→ Short task: Your answer should be one number: the count of lines in these entries that hold the word "this".

^^^^^^^^^^^^^^^^

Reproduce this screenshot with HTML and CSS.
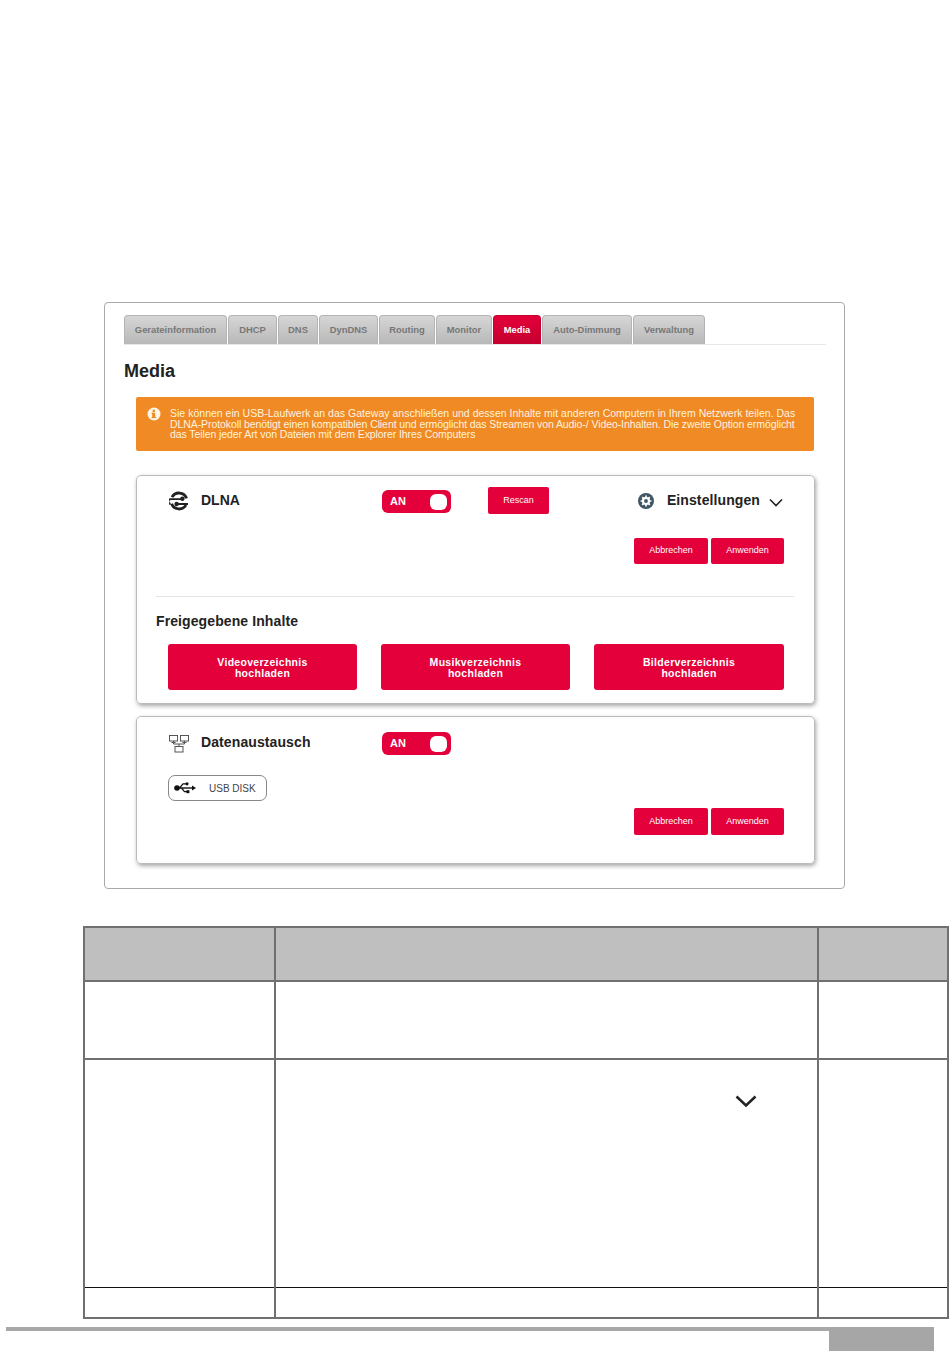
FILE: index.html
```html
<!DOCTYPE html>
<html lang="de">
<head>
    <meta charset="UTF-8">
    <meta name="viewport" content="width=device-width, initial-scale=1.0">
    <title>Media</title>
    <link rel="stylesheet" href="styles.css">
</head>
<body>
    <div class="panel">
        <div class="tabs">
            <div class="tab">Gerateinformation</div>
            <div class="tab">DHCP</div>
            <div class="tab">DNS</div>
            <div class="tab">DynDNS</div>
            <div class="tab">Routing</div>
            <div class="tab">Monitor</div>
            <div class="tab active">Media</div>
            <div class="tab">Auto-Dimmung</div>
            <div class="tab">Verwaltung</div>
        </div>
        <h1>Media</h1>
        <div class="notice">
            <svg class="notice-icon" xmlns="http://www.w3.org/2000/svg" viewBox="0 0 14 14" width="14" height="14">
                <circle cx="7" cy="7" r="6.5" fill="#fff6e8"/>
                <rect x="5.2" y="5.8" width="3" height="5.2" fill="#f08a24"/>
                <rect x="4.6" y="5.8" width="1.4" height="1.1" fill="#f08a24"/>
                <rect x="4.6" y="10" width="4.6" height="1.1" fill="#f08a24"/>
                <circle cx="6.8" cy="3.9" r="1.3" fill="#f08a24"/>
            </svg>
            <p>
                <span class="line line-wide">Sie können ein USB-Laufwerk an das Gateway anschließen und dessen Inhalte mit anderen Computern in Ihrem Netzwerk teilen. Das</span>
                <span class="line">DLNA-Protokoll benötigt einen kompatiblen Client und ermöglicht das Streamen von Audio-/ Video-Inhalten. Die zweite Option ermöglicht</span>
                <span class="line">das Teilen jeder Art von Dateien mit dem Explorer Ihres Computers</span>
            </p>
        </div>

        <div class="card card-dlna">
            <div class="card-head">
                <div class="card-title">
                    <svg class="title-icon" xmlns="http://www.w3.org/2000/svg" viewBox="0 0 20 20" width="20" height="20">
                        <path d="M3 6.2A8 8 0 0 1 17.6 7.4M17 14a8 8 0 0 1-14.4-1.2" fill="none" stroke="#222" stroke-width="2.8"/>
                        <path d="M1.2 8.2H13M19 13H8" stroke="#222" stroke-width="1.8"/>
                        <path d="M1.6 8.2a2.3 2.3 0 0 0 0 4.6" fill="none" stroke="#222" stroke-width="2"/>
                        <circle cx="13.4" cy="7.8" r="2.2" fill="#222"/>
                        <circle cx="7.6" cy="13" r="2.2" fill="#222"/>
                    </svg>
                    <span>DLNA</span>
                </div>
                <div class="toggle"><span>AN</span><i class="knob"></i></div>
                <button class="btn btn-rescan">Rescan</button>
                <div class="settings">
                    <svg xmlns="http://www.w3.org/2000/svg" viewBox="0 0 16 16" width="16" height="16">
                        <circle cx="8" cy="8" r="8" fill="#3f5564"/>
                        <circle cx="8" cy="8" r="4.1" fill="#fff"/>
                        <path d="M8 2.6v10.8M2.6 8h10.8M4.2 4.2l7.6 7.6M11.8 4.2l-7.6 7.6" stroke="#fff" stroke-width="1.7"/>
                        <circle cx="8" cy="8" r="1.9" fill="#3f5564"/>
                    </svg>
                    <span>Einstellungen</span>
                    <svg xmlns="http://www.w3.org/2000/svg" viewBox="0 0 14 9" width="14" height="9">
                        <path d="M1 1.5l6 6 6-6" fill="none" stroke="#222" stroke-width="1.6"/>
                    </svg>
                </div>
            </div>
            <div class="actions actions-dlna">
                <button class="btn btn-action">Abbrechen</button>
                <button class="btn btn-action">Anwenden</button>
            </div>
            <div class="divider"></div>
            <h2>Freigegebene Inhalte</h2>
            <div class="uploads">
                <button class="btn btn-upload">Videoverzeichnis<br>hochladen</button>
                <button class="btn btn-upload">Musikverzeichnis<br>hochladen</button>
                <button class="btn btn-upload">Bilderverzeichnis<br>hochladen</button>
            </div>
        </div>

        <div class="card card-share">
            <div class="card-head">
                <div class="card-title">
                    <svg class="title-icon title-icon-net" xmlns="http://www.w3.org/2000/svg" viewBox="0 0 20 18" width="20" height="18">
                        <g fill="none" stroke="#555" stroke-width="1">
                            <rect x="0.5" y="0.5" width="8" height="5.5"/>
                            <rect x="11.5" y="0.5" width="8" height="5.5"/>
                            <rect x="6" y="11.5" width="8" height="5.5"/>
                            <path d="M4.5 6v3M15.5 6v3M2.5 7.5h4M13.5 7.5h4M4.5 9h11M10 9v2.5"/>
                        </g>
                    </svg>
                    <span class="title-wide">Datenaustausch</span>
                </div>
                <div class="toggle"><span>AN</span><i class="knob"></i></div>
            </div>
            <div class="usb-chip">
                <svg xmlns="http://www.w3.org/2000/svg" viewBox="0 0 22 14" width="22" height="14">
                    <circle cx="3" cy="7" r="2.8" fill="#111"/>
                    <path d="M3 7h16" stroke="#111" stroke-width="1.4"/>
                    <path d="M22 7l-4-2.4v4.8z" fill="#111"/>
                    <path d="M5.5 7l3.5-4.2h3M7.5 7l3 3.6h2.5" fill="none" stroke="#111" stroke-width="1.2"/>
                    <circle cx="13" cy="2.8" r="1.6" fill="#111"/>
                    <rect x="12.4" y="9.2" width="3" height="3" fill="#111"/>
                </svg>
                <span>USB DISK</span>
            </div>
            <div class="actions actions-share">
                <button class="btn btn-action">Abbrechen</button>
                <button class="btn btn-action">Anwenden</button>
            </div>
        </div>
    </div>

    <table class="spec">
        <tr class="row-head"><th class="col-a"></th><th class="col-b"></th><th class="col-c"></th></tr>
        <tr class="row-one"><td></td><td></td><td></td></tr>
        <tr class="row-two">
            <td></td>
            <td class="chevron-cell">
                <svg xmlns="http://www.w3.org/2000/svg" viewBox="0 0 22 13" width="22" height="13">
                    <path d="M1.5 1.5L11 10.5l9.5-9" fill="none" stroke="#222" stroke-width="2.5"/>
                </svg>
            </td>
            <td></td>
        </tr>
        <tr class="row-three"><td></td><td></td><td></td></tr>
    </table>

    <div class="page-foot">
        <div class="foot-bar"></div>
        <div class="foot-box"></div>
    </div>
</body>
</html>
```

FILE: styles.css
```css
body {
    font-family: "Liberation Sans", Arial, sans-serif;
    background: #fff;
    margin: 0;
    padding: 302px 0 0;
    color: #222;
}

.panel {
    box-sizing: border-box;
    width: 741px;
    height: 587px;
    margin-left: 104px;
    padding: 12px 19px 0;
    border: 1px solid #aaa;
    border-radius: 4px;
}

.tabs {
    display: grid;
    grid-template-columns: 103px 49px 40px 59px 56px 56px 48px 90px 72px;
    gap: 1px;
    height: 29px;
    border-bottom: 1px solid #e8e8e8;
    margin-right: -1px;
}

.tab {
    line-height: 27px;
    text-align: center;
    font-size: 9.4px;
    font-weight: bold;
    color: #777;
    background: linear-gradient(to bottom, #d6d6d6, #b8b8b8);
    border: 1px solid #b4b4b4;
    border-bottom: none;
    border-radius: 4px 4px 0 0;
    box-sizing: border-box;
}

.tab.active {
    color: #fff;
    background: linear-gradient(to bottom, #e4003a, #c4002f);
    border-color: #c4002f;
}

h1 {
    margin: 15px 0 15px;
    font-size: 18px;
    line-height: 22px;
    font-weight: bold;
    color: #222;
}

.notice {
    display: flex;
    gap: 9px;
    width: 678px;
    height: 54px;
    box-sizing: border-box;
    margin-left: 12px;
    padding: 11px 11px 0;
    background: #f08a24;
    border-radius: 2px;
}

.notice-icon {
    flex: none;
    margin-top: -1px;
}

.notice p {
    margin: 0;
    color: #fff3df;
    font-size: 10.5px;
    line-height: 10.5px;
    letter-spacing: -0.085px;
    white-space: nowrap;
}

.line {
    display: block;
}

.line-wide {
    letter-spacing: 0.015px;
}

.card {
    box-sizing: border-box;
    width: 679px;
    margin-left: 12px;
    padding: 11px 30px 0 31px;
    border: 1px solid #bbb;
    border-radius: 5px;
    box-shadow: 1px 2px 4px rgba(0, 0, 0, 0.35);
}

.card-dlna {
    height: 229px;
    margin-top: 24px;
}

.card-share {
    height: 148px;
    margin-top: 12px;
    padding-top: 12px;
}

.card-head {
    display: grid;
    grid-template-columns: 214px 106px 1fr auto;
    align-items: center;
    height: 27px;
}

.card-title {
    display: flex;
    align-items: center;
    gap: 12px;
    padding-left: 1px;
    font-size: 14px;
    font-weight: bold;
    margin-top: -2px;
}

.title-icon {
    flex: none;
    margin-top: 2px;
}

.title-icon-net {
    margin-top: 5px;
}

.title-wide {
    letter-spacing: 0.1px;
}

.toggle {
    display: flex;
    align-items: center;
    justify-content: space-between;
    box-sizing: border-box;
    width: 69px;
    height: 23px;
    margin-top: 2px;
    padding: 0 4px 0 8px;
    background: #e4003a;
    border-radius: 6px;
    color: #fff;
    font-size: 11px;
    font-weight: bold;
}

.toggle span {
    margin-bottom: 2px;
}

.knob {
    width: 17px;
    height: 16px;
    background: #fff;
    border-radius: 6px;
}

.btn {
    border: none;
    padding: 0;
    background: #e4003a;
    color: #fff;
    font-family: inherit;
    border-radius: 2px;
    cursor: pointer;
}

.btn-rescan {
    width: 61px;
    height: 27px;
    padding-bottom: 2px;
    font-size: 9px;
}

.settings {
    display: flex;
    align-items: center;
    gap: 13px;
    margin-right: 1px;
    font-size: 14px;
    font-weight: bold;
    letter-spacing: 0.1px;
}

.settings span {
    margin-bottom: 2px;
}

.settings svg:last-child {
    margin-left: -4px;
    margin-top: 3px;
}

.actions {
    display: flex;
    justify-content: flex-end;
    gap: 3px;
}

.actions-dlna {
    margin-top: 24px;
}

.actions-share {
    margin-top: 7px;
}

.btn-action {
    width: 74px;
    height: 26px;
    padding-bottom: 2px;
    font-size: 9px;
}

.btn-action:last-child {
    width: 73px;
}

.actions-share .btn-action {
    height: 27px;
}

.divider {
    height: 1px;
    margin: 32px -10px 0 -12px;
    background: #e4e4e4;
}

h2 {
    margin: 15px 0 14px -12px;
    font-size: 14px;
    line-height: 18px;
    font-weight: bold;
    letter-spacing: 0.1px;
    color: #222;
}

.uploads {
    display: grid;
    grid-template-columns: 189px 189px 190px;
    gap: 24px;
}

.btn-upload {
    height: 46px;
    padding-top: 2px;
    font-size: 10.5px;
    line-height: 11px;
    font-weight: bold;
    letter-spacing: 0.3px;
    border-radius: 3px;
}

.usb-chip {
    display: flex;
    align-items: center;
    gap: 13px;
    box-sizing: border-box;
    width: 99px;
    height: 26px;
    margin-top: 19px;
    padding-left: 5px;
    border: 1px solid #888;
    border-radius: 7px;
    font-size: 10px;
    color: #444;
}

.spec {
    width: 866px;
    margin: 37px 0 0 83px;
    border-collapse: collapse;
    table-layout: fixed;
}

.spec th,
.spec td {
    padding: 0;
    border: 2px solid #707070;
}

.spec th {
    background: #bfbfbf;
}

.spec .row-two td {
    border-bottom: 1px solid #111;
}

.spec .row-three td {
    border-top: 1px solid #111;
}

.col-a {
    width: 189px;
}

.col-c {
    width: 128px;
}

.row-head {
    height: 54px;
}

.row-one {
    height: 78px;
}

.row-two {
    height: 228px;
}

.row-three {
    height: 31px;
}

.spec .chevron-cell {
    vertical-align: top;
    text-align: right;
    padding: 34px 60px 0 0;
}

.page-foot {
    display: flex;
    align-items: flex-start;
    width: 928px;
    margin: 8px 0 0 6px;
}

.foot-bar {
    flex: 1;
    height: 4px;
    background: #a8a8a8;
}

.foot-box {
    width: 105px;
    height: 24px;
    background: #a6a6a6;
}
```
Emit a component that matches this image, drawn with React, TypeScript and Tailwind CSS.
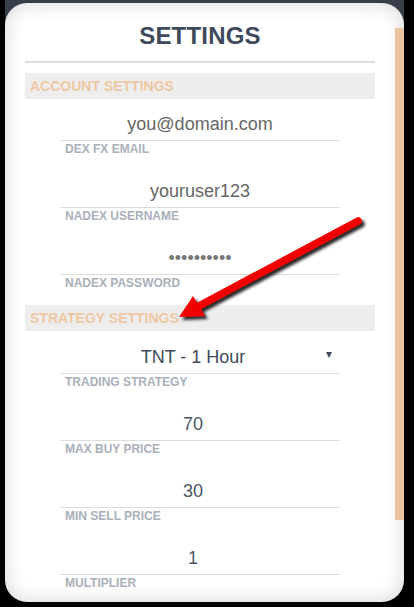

^^^^^^^^^^^^^^^^

→ The result: 2